Outra vez as sociedades multidisciplinares: mas alguém se preocupa com os clientes?

  • João André Antunes
  • 22 Março 2023

As posições que sustentam a inadmissibilidade das sociedades multidisciplinares, indiscutivelmente legítimas sublinho, concentram-se de forma quase obsessiva na idiossincrasia da profissão de advogado

Para quem se predispôs a dedicar cinco minutos do seu tempo para ler as linhas seguintes, antecipo desde já a minha posição favorável quanto à pertinência do reconhecimento formal das sociedades multidisciplinares em Portugal. Assim pouparei tempo àqueles cuja posição contrária é definitiva e irredutível.

Muito tem sido escrito sobre o advento das sociedades multidisciplinares e do impacto que esta realidade acarretaria. Mas impacto junto de quem? Dos próprios Advogados, dos seus Clientes ou de ambos? Encontro uma profusão de opiniões na defesa dos primeiros, mas muito poucas linhas dedicadas aos segundos. Sucede que, a meu ver, as posições que sustentam a inadmissibilidade das sociedades multidisciplinares – indiscutivelmente legítimas, sublinho – concentram-se de forma quase obsessiva na idiossincrasia da profissão de Advogado e não naquilo que é o objeto do trabalho do Advogado: a defesa dos interesses dos seus Clientes.

Foquemo-nos na palavra multidisciplinar e no seu prefixo. Multi significa pluralidade. Pluralidade de áreas de prática, pluralidade de especialidades, pluralidade de técnicas e, claro está, pluralidade de necessidades de um conjunto diverso de Clientes. Negar esta realidade é, salvo melhor opinião, insistir no erro que tanto tem minado a relação entre os Advogados e sua Ordem e motivado o desinteresse progressivo daqueles sobre os desafios conjuntos da profissão. A advocacia é uma profissão liberal de contornos amplos e que tanto se exerce de forma digna, completa e necessária às 9h30 da manhã no Tribunal Judicial de Sernancelhe como às 11h30 da noite num gabinete de um prédio das Amoreiras. Através da análise de qualquer site de um escritório de Advogados é possível concluir que, face a tantos e tão distintos serviços e áreas de prática oferecidos pelos Advogados aos seus Clientes, o atual Estatuto da Ordem dos Advogados (“EOA”) cobre apenas de forma residual a realidade da profissão. Basta pensar, a este respeito, que o atual EOA dedica um (e apenas um) sofrível artigo do seu corpo legal às Sociedades de Advogados. E este artigo pouco mais faz do que remeter os aspetos regulatórios das mesmas para o não menos sofrível “regime jurídico da constituição e funcionamento das sociedades de profissionais que estejam sujeitas a associações públicas profissionais”. Encurtando caminho, defender o status quo atual pode ser legítimo, como acima fiz questão de referir, mas não é sensato pois remete para segundo plano a evolução que ocorre no mundo real.

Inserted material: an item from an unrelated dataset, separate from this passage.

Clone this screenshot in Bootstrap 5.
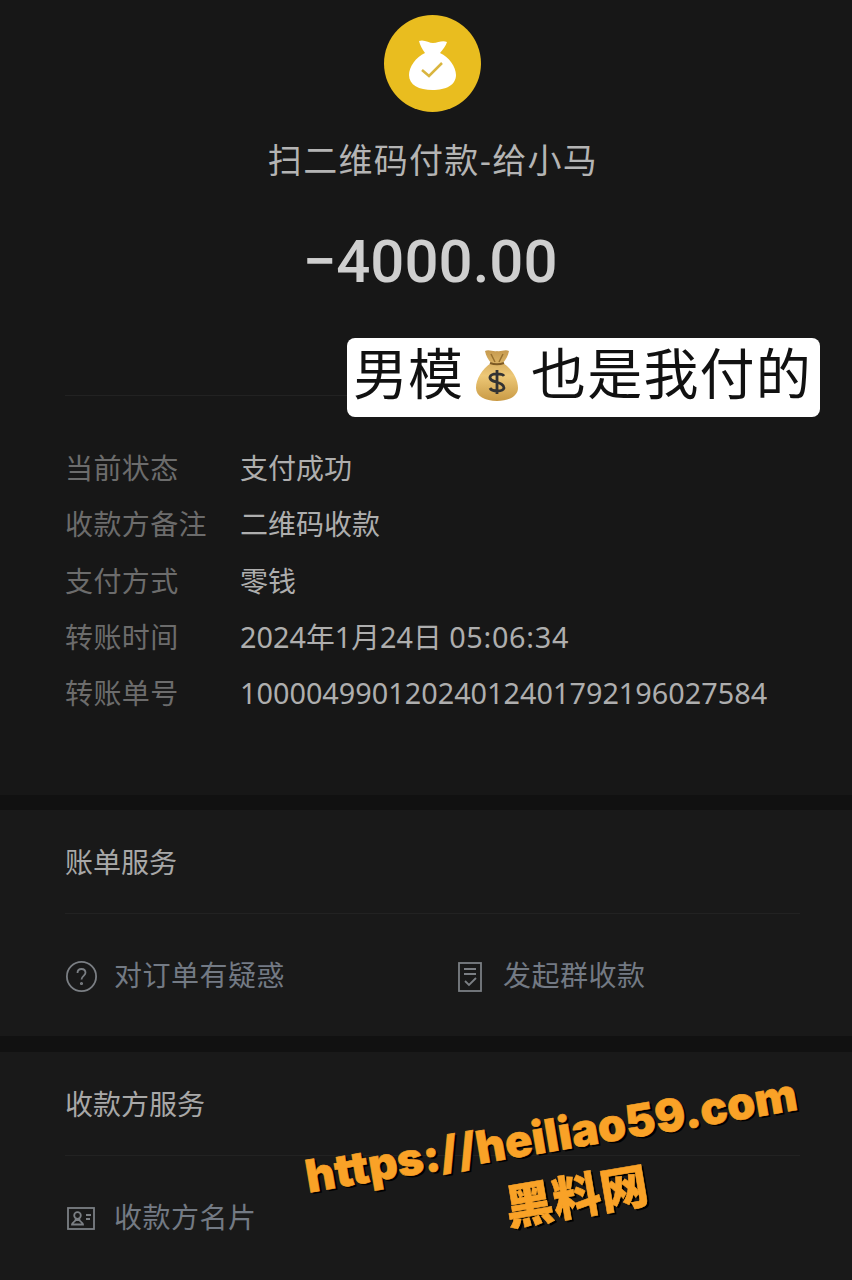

Já não vivemos num mundo meramente global, pois ele derivou para um mundo uberizado – longe do que é desejado, mas a realidade é assim. Negar que a concorrência é a melhor forma de promover a qualidade é querer fechar os olhos. Por isso, opiniões eloquentes e retumbantemente defensoras sobre o atual protecionismo corporativo garantido aos Advogados e às Sociedades de Advogados no que às sociedades multidisciplinares diz respeito terá o mesmo destino que todas as outras tentativas protecionistas contestadas pelo mercado: será disputado e recusado por quem procura esses serviços.

Devem ser os Clientes a tomar a dianteira no sentido de definirem como pretendem ver os seus interesses defendidos. Cabe aos Advogados compreender o que deles é pretendido e ajustarem-se. As pessoas – clientes, consumidores, utentes – seja qual for a categoria em que as pretendemos enquadrar, vencerão sempre – gostemos ou não, é esse o modelo da nossa sociedade atual. E é aqui que entra a premência dos princípios deontológicos, pois eles são os verdadeiros guardiões da integridade da profissão exercida ao serviço dos Clientes.

No fim do dia, tudo tem que ver com quem terá melhores condições para dar resposta aos problemas dos Clientes, à luz de tais problemas em concreto? Advogados em prática individual? Sociedades de Advogados? Sociedades Multidisciplinares de Advogados, Auditores e Revisores de Contas? Outros modelos? Será quem necessita dos serviços quem deve dar a resposta e caberá aos agentes de mercado encontrar soluções – umas mais sofisticadas, outras mais dispendiosas, outras mais inovadoras, outras porventura mal sucedidas. Caberá, por sua vez, às várias ordens profissionais, mas sobretudo ao poder legislativo, estabelecer a ordem entre as várias Ordens.

Como cedo me ensinaram, só tem hipótese de ser um bom Advogado quem tem Clientes.